1,776 words, estimated reading time 9 minutes.

Gulp is a tool which most web developers have heard of, but few know what it actually does. In this article, we will discover how we can be more productive by automating repetitive tasks.

Gulp is a task runner written in Javascript which automates most, if not all, the tedious tasks web developers traditionally. Gulp lets you automate tasks such as bundling and minifying libraries and stylesheets, Less/Sass to CSS compilation, compressing and optimising images, copying modified files to an output directory and it can even reload the browser window when files are changed.

The Gulp Workflow

Gulp works using tasks. Each task takes in a set of files which are loaded into the Gulp stream to be processed. Each file is then processed and sent to the destination file. A simple input, process, output workflow.

Tasks can also be chained together so that a file can be processed, then another action can be performed before it is written to the output.

Installing NPM and Grunt

Grunt can easily be installed using the Node.js Package Manager.

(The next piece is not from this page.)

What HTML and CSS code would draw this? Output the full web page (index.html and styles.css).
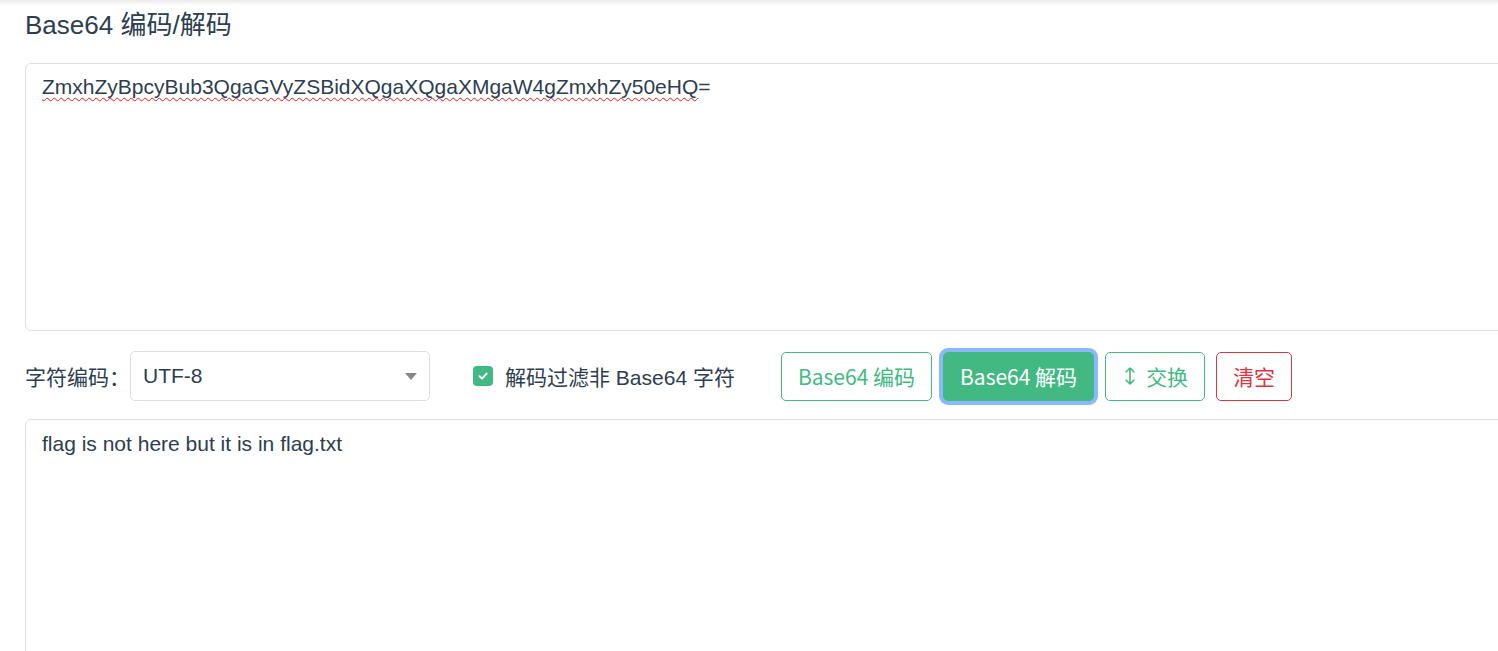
FILE: index.html
```html
<!DOCTYPE html>
<html lang="zh-CN">
<head>
    <meta charset="UTF-8">
    <meta name="viewport" content="width=device-width, initial-scale=1.0">
    <title>Base64 编码/解码</title>
    <link rel="stylesheet" href="styles.css">
</head>
<body>
    <div class="top-shade"></div>
    <div class="tool">
        <h1>Base64 编码/解码</h1>

        <div class="textbox source"><span class="misspelt">ZmxhZyBpcyBub3QgaGVyZSBidXQgaXQgaXMgaW4gZmxhZy50eHQ</span>=</div>

        <div class="controls">
            <label class="field-label">字符编码：</label>
            <div class="select">
                <span>UTF-8</span>
                <span class="caret"></span>
            </div>

            <label class="check">
                <span class="check-box">
                    <svg width="12" height="12" viewBox="0 0 12 12"><path d="M2.5 6.2 L5 8.6 L9.6 3.6" fill="none" stroke="#fff" stroke-width="2" stroke-linecap="round" stroke-linejoin="round"/></svg>
                </span>
                解码过滤非 Base64 字符
            </label>

            <div class="buttons">
                <button class="btn btn-outline">Base64 编码</button>
                <button class="btn btn-fill focused">Base64 解码</button>
                <button class="btn btn-outline">
                    <svg class="swap-icon" width="16" height="20" viewBox="0 0 16 20"><path d="M8 2 V18 M4 6 L8 2 L12 6 M4 14 L8 18 L12 14" fill="none" stroke="#42b983" stroke-width="1.6" stroke-linecap="round" stroke-linejoin="round"/></svg>
                    交换
                </button>
                <button class="btn btn-danger">清空</button>
            </div>
        </div>

        <div class="textbox result">flag is not here but it is in flag.txt</div>
    </div>
</body>
</html>
```

FILE: styles.css
```css
html, body {
    margin: 0;
    padding: 0;
    background: #fff;
    overflow: hidden;
}
body {
    font-family: "Liberation Sans", "Noto Sans CJK SC", sans-serif;
    color: #2c3e50;
}
.top-shade {
    height: 6px;
    margin-bottom: -6px;
    background: linear-gradient(rgba(0, 0, 0, 0.07), rgba(0, 0, 0, 0));
}
.tool {
    width: 1600px;
    padding-left: 25px;
}
h1 {
    margin: 0;
    font-size: 26px;
    font-weight: normal;
    line-height: 50px;
}
.textbox {
    box-sizing: border-box;
    border: 1px solid #dcdfe6;
    border-radius: 6px;
    padding: 8px 16px 7px;
    font-size: 21px;
    line-height: 1.4;
    white-space: pre-wrap;
}
.source {
    margin-top: 13px;
    height: 268px;
}
.misspelt {
    text-decoration: underline wavy #f01818;
    text-decoration-thickness: 1.4px;
    text-underline-offset: 3px;
    text-decoration-skip-ink: none;
}
.result {
    margin-top: 18px;
    height: 300px;
    padding-top: 9px;
}
.controls {
    display: flex;
    align-items: center;
    margin-top: 20px;
    height: 50px;
}
.field-label {
    font-size: 21px;
}
.select {
    box-sizing: border-box;
    width: 300px;
    height: 50px;
    border: 1px solid #dcdfe6;
    border-radius: 5px;
    display: flex;
    align-items: center;
    justify-content: space-between;
    padding: 0 12px;
    font-size: 21px;
}
.caret {
    width: 0;
    height: 0;
    border-left: 6px solid transparent;
    border-right: 6px solid transparent;
    border-top: 7px solid #888;
}
.check {
    display: flex;
    align-items: center;
    margin-left: 43px;
    font-size: 21px;
}
.check-box {
    width: 20px;
    height: 20px;
    border-radius: 4px;
    background: #42b983;
    display: flex;
    align-items: center;
    justify-content: center;
    margin-right: 12px;
}
.buttons {
    display: flex;
    gap: 11px;
    margin-left: 46px;
}
.btn {
    box-sizing: border-box;
    height: 49px;
    padding: 0 16px;
    border-radius: 5px;
    font-family: "Noto Sans CJK SC", "Noto Sans", sans-serif;
    font-size: 21px;
    background: #fff;
    display: flex;
    align-items: center;
    gap: 8px;
}
.btn-outline {
    border: 1px solid #42b983;
    color: #42b983;
}
.btn-fill {
    border: 1px solid #42b983;
    background: #42b983;
    color: #fff;
}
.focused {
    box-shadow: 0 0 0 4px #8ab8fb;
}
.btn-danger {
    border: 1px solid #dc3545;
    color: #dc3545;
}
.swap-icon {
    display: block;
}
```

If you do not have it installed already, head over to the npm website where you can download and install it.

Gulp is installed globally, and also into your project. Global installation is only required once.

npm install gulp -g

Next, we need to change directory to your project folder and install gulp to the project. This will install the modules and packages we will be using as well as creating the default project settings.

If you are creating a new project you will first need to run the node init command to create files and folder structures.

cd webproject1
npm init

Then you can install gulp into the project.

npm install gulp --save-dev

Installing Gulp Plugins

Next, we need to install a few plugins which we will be using in our tasks. Here I will just install some of the basic and most frequently used plugins. You can find a list of all the available plugins for Gulp here.

These can all be installed on the command line using npm.

npm install gulp-ruby-sass gulp-autoprefixer gulp-cssnano jshint gulp-jshint gulp-concat gulp-uglify gulp-imagemin gulp-notify gulp-rename gulp-livereload gulp-cache gulp-htmlmin del --save-dev

Creating a gulpfile

Next, we need to create a gulpfile.js and load in the plugins. The gulpfile is a plain javascript file.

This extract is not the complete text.